The reason I love Crime and Punishment is because it makes me feel connected with others. I understand people because I can’t possibly understand them. They contain multitudes, and sometimes those multitudes are unfathomable–an impossible-seeming combination of beautiful, terrible things. Crime and Punishment makes me love people in real life because of the complicated creatures they are. Raskolnikov embodies a world of contradictions, and it’s eerie-accurate. It’s why I love human beings. It’s why I hate them. It’s why I love me and hate me. The book just does the complexity of real people so perfectly.
This is my favorite, favorite, favorite book and I have lots of feels because of it.
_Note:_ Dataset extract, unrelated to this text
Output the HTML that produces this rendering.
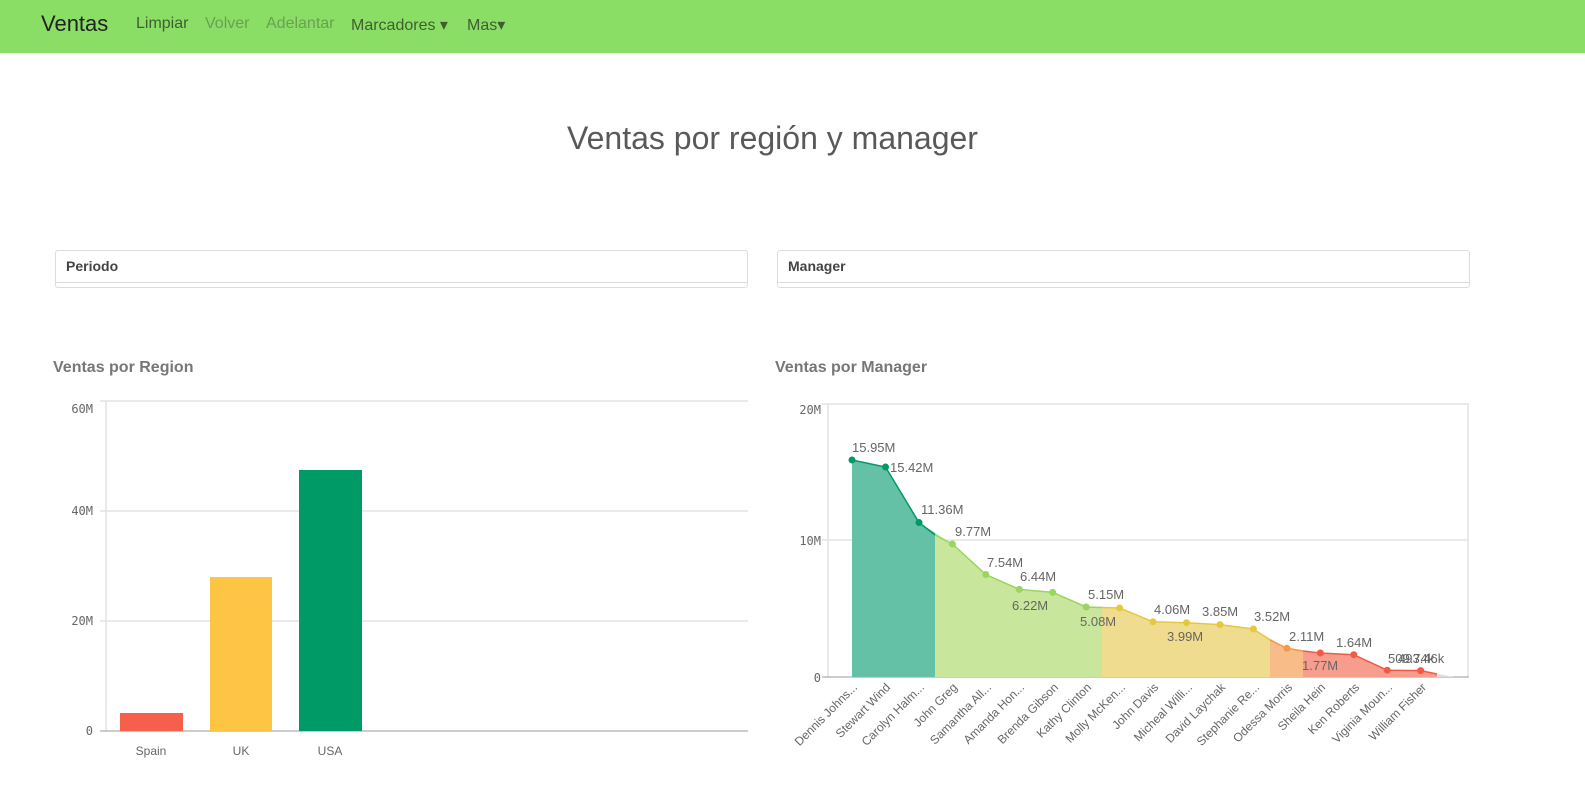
<!DOCTYPE html>
<html><head><meta charset="utf-8"><style>
body{margin:0;width:1585px;height:799px;background:#fff;font-family:"Liberation Sans",sans-serif;overflow:hidden;position:relative}
.nav{position:absolute;left:0;top:0;width:1585px;height:53px;background:#8ade65}
.nav span{position:absolute;top:15px;font-size:16px}
.t{position:absolute;top:120px;width:1585px;text-align:center;font-size:32px;color:#595959;left:-20px}
.box{position:absolute;top:250px;height:36px;border:1px solid #ddd;border-radius:3px;width:691px}
.box div{height:31px;border-bottom:1px solid #ddd;font-weight:bold;font-size:14px;color:#444;line-height:31px;padding-left:10px}
.h{position:absolute;top:359px;font-weight:bold;font-size:16px;color:#777}
svg{position:absolute;left:0;top:0}
svg text{font-family:"DejaVu Sans Mono","Liberation Mono",monospace;font-size:12px;fill:#666}
svg text.s{font-family:"Liberation Sans",sans-serif;font-size:12px;fill:#666}
svg text.v{font-family:"Liberation Sans",sans-serif;font-size:13px;fill:#666}
</style></head><body>
<div class="nav">
<span style="left:41px;top:11px;font-size:22px;color:#222">Ventas</span>
<span style="left:136px;color:#3f5e2f">Limpiar</span>
<span style="left:205px;color:#6aa04f">Volver</span>
<span style="left:266px;color:#6aa04f">Adelantar</span>
<span style="left:351px;color:#3f5e2f">Marcadores ▾</span>
<span style="left:467px;color:#3f5e2f">Mas▾</span>
</div>
<div class="t">Ventas por región y manager</div>
<div class="box" style="left:55px"><div>Periodo</div></div>
<div class="box" style="left:777px"><div>Manager</div></div>
<div class="h" style="left:53px">Ventas por Region</div>
<div class="h" style="left:775px">Ventas por Manager</div>
<svg width="1585" height="799">
<g stroke="#e3e3e3" stroke-width="1.5">
<line x1="100" y1="401" x2="748" y2="401"/><line x1="100" y1="511" x2="748" y2="511"/><line x1="100" y1="621" x2="748" y2="621"/>
<line x1="106" y1="401" x2="106" y2="731"/>
<line x1="822" y1="404" x2="1469" y2="404"/><line x1="822" y1="540" x2="1469" y2="540"/><line x1="828" y1="404" x2="828" y2="677"/>
<line x1="1468" y1="404" x2="1468" y2="677"/>
</g>
<line x1="100" y1="731" x2="748" y2="731" stroke="#999"/>
<line x1="822" y1="677" x2="1469" y2="677" stroke="#999"/>
<text x="93" y="413" text-anchor="end">60M</text><text x="93" y="515" text-anchor="end">40M</text><text x="93" y="625" text-anchor="end">20M</text><text x="93" y="735" text-anchor="end">0</text>
<rect x="120" y="713" width="63" height="18" fill="#f65f4c"/>
<rect x="210" y="577" width="62" height="154" fill="#fec443"/>
<rect x="299" y="470" width="63" height="261" fill="#009a67"/>
<text class="s" x="151" y="755" text-anchor="middle">Spain</text>
<text class="s" x="241" y="755" text-anchor="middle">UK</text>
<text class="s" x="330" y="755" text-anchor="middle">USA</text>
<text x="821" y="414" text-anchor="end">20M</text><text x="821" y="545" text-anchor="end">10M</text><text x="821" y="682" text-anchor="end">0</text>
<defs><clipPath id="a"><polygon points="852,460 885.5,467 919,522.5 952.4,544 985.8,574.5 1019.3,589.4 1052.7,592.4 1086.2,607 1119.6,608 1153,621.8 1186.5,622.7 1220,624.6 1253.4,629 1286.9,648.3 1320.3,653 1353.8,654.7 1387.2,670.2 1420.7,670.6 1454,677 852,677"/></clipPath></defs>
<g clip-path="url(#a)">
<rect x="852" y="400" width="83" height="280" fill="#65c1a6"/>
<rect x="935" y="400" width="167" height="280" fill="#c8e69c"/>
<rect x="1102" y="400" width="168" height="280" fill="#f0dc8e"/>
<rect x="1270" y="400" width="33" height="280" fill="#f8bc88"/>
<rect x="1303" y="400" width="134" height="280" fill="#f79d8e"/>
<rect x="1437" y="400" width="20" height="280" fill="#ddd"/>
</g>
<polyline fill="none" stroke="#009a67" stroke-width="1.5" points="852,460 885.5,467 919,522.5 935,535"/>
<polyline fill="none" stroke="#9ad55e" stroke-width="1.5" points="935,535 952.4,544 985.8,574.5 1019.3,589.4 1052.7,592.4 1086.2,607 1102,607.5"/>
<polyline fill="none" stroke="#e6c840" stroke-width="1.5" points="1102,607.5 1119.6,608 1153,621.8 1186.5,622.7 1220,624.6 1253.4,629 1270,640"/>
<polyline fill="none" stroke="#f4974a" stroke-width="1.5" points="1270,640 1286.9,648.3 1303,651"/>
<polyline fill="none" stroke="#f25a46" stroke-width="1.5" points="1303,651 1320.3,653 1353.8,654.7 1387.2,670.2 1420.7,670.6 1437,674"/>
<g fill="#009a67"><circle cx="852" cy="460" r="3.5"/><circle cx="885.5" cy="467" r="3.5"/><circle cx="919" cy="522.5" r="3.5"/></g>
<g fill="#9ad55e"><circle cx="952.4" cy="544" r="3.5"/><circle cx="985.8" cy="574.5" r="3.5"/><circle cx="1019.3" cy="589.4" r="3.5"/><circle cx="1052.7" cy="592.4" r="3.5"/><circle cx="1086.2" cy="607" r="3.5"/></g>
<g fill="#e6c840"><circle cx="1119.6" cy="608" r="3.5"/><circle cx="1153" cy="621.8" r="3.5"/><circle cx="1186.5" cy="622.7" r="3.5"/><circle cx="1220" cy="624.6" r="3.5"/><circle cx="1253.4" cy="629" r="3.5"/></g>
<circle cx="1286.9" cy="648.3" r="3.5" fill="#f4974a"/>
<g fill="#f25a46"><circle cx="1320.3" cy="653" r="3.5"/><circle cx="1353.8" cy="654.7" r="3.5"/><circle cx="1387.2" cy="670.2" r="3.5"/><circle cx="1420.7" cy="670.6" r="3.5"/></g>
<text class="v" x="852" y="452">15.95M</text><text class="v" x="890" y="472">15.42M</text><text class="v" x="921" y="514">11.36M</text><text class="v" x="955" y="536">9.77M</text>
<text class="v" x="987" y="567">7.54M</text><text class="v" x="1020" y="581">6.44M</text><text class="v" x="1012" y="610">6.22M</text><text class="v" x="1088" y="599">5.15M</text>
<text class="v" x="1080" y="626">5.08M</text><text class="v" x="1154" y="614">4.06M</text><text class="v" x="1167" y="641">3.99M</text><text class="v" x="1202" y="616">3.85M</text>
<text class="v" x="1254" y="621">3.52M</text><text class="v" x="1289" y="641">2.11M</text><text class="v" x="1302" y="670">1.77M</text><text class="v" x="1336" y="647">1.64M</text>
<text class="v" x="1388" y="663">509.74k</text><text class="v" x="1398" y="663">493.46k</text>
<g text-anchor="end">
<text class="s" transform="translate(858,688) rotate(-45)">Dennis Johns...</text>
<text class="s" transform="translate(891,688) rotate(-45)">Stewart Wind</text>
<text class="s" transform="translate(925,688) rotate(-45)">Carolyn Halm...</text>
<text class="s" transform="translate(958,688) rotate(-45)">John Greg</text>
<text class="s" transform="translate(992,688) rotate(-45)">Samantha All...</text>
<text class="s" transform="translate(1025,688) rotate(-45)">Amanda Hon...</text>
<text class="s" transform="translate(1059,688) rotate(-45)">Brenda Gibson</text>
<text class="s" transform="translate(1092,688) rotate(-45)">Kathy Clinton</text>
<text class="s" transform="translate(1126,688) rotate(-45)">Molly McKen...</text>
<text class="s" transform="translate(1159,688) rotate(-45)">John Davis</text>
<text class="s" transform="translate(1193,688) rotate(-45)">Micheal Willi...</text>
<text class="s" transform="translate(1226,688) rotate(-45)">David Laychak</text>
<text class="s" transform="translate(1260,688) rotate(-45)">Stephanie Re...</text>
<text class="s" transform="translate(1293,688) rotate(-45)">Odessa Morris</text>
<text class="s" transform="translate(1326,688) rotate(-45)">Sheila Hein</text>
<text class="s" transform="translate(1360,688) rotate(-45)">Ken Roberts</text>
<text class="s" transform="translate(1393,688) rotate(-45)">Viginia Moun...</text>
<text class="s" transform="translate(1427,688) rotate(-45)">William Fisher</text>
</g>
</svg>
</body></html>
Because of that, this post is as mushy as you will ever see me get. Except for my other posts about Crime and Punishment…
So far, I’m halfway through chapter two. So if I were you and I hated squishy-love-hate-human-connection talk, I might tune out for the next 30 posts or so.
Before this, I blew through Jennifer Egan’s Emerald City (WOW) and John Green’s Paper Towns (very good, but not as good as Looking for Alaska). I was going to write about both, especially Emerald City. I speculate that short story writing is some form of witchcraft because I cannot for the life of me understand how anyone can do it, let alone do it like Egan. I’ll get there one day, maybe, but I sense a lot of Crime and Punishment talk in my future.